==== Recorded data ====
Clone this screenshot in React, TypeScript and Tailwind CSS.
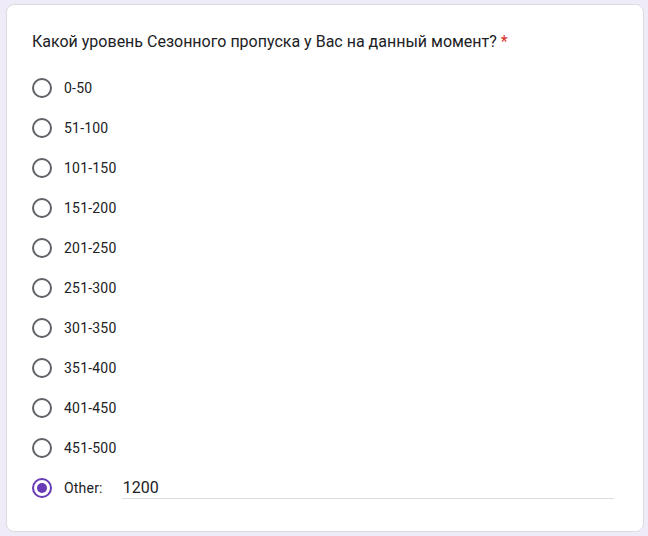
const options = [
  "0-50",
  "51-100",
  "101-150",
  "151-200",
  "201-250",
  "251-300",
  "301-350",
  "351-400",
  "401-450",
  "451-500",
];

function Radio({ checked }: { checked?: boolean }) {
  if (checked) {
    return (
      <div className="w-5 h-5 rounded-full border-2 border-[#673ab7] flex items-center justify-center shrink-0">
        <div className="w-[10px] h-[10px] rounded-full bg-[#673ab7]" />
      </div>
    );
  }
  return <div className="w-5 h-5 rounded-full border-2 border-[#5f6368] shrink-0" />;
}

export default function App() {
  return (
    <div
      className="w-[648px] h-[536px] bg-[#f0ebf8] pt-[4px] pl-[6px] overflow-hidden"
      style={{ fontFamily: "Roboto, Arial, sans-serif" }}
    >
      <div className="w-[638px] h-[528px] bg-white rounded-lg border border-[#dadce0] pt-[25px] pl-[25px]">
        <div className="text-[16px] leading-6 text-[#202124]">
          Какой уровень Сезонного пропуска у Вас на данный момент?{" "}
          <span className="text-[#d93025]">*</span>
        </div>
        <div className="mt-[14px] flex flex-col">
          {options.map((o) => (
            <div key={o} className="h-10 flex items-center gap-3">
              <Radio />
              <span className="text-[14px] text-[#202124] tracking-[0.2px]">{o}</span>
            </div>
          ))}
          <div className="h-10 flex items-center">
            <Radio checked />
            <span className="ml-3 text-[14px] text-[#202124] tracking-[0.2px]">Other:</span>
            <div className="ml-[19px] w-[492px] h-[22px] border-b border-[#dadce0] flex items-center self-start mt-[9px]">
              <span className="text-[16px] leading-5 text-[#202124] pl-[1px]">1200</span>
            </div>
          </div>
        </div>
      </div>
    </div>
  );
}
====
▶ Problem:
Restate the whole listing above exactly, please, omitting every image.

▶ Answer to this problem:
Clone this screenshot in React, TypeScript and Tailwind CSS.
const options = [
  "0-50",
  "51-100",
  "101-150",
  "151-200",
  "201-250",
  "251-300",
  "301-350",
  "351-400",
  "401-450",
  "451-500",
];

function Radio({ checked }: { checked?: boolean }) {
  if (checked) {
    return (
      <div className="w-5 h-5 rounded-full border-2 border-[#673ab7] flex items-center justify-center shrink-0">
        <div className="w-[10px] h-[10px] rounded-full bg-[#673ab7]" />
      </div>
    );
  }
  return <div className="w-5 h-5 rounded-full border-2 border-[#5f6368] shrink-0" />;
}

export default function App() {
  return (
    <div
      className="w-[648px] h-[536px] bg-[#f0ebf8] pt-[4px] pl-[6px] overflow-hidden"
      style={{ fontFamily: "Roboto, Arial, sans-serif" }}
    >
      <div className="w-[638px] h-[528px] bg-white rounded-lg border border-[#dadce0] pt-[25px] pl-[25px]">
        <div className="text-[16px] leading-6 text-[#202124]">
          Какой уровень Сезонного пропуска у Вас на данный момент?{" "}
          <span className="text-[#d93025]">*</span>
        </div>
        <div className="mt-[14px] flex flex-col">
          {options.map((o) => (
            <div key={o} className="h-10 flex items-center gap-3">
              <Radio />
              <span className="text-[14px] text-[#202124] tracking-[0.2px]">{o}</span>
            </div>
          ))}
          <div className="h-10 flex items-center">
            <Radio checked />
            <span className="ml-3 text-[14px] text-[#202124] tracking-[0.2px]">Other:</span>
            <div className="ml-[19px] w-[492px] h-[22px] border-b border-[#dadce0] flex items-center self-start mt-[9px]">
              <span className="text-[16px] leading-5 text-[#202124] pl-[1px]">1200</span>
            </div>
          </div>
        </div>
      </div>
    </div>
  );
}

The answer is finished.